## UNet

![image.png](attachment:image.png)

In [2]:
import torch
import torch.nn as nn
import torchvision.transforms.functional as TF


class DoubleConv(nn.Module):
    def __init__(self, in_channels, out_channels):
        super().__init__()  # 初始化父类nn.Module
        self.conv = nn.Sequential(  # 创建包含多个层的神经网络模块
            nn.Conv2d(
                in_channels, out_channels, kernel_size=3, padding=1, bias=False
            ),  # 添加二维卷积层
            nn.BatchNorm2d(out_channels),  # 添加二维Batch Normalization层
            nn.ReLU(inplace=True),  # 添加ReLU激活函数
            nn.Conv2d(
                out_channels, out_channels, kernel_size=3, padding=1, bias=False
            ),  # 添加二维卷积层
            nn.BatchNorm2d(out_channels),  # 添加二维Batch Normalization层
            nn.ReLU(inplace=True),  # 添加ReLU激活函数
        )

    def forward(self, x):
        return self.conv(x)  # 返回卷积操作后的输出


class Unet(nn.Module):
    def __init__(self, in_channels=3, out_channels=1, features=[64, 128, 256, 512]):
        super(Unet, self).__init__()
        self.ups = nn.ModuleList()  # 初始化上采样层
        self.downs = nn.ModuleList()  # 初始化下采样层
        self.pool = nn.MaxPool2d(kernel_size=2, stride=2)  # 最大池化层，用于下采样

        for feature in features:  # 根据features列表中的特征数量，构建下采样的双卷积层
            self.downs.append(DoubleConv(in_channels, feature))
            in_channels = feature

        for feature in reversed(features):  # 根据features列表中的特征数量，构建上采样的转置卷积层和双卷积层
            # self.ups.append(
            #     nn.ConvTranspose2d(
            #         feature * 2, feature, kernel_size=3, stride=1, padding=1
            #     )
            # )
            self.ups.append(
                nn.ConvTranspose2d(feature * 2, feature, kernel_size=2, stride=2)
            )
            self.ups.append(DoubleConv(in_channels=feature * 2, out_channels=feature))

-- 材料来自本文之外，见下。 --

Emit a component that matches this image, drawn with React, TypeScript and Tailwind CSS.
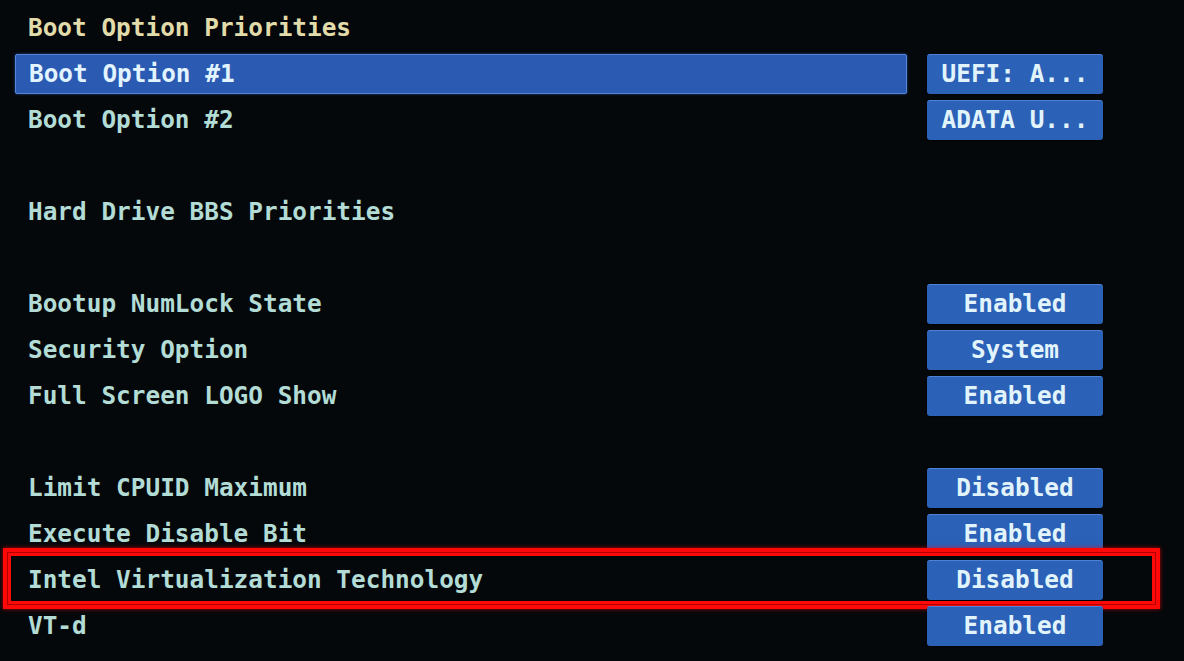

        self.bottleneck = DoubleConv(features[-1], features[-1] * 2)  # 设置中间瓶颈部分的双卷积层
        self.final_conv = nn.Conv2d(features[0], out_channels, kernel_size=1)  # 输出最终的卷积层

    def forward(self, x):  # 前向传播函数
        skip_connections = []

        for down in self.downs:  # 执行下采样操作，并保存skip connection用于上采样时跳跃连接
            x = down(x)
            skip_connections.append(x)
            x = self.pool(x)  # 使用最大池化进行下采样

        x = self.bottleneck(x)  # 进行中间瓶颈部分的卷积操作

        # 除了反转skip connections的方法，还可以采用skip_connections.pop()的方式: 
        # concat_skip = torch.cat((skip_connections.pop(), x), dim=1)
        skip_connections = skip_connections[::-1]  # 将skip connections反转，用于上采样部分的连接

        for idx in range(0, len(self.ups), 2):  # 执行上采样操作
            x = self.ups[idx](x)
            skip_connection = skip_connections[idx // 2]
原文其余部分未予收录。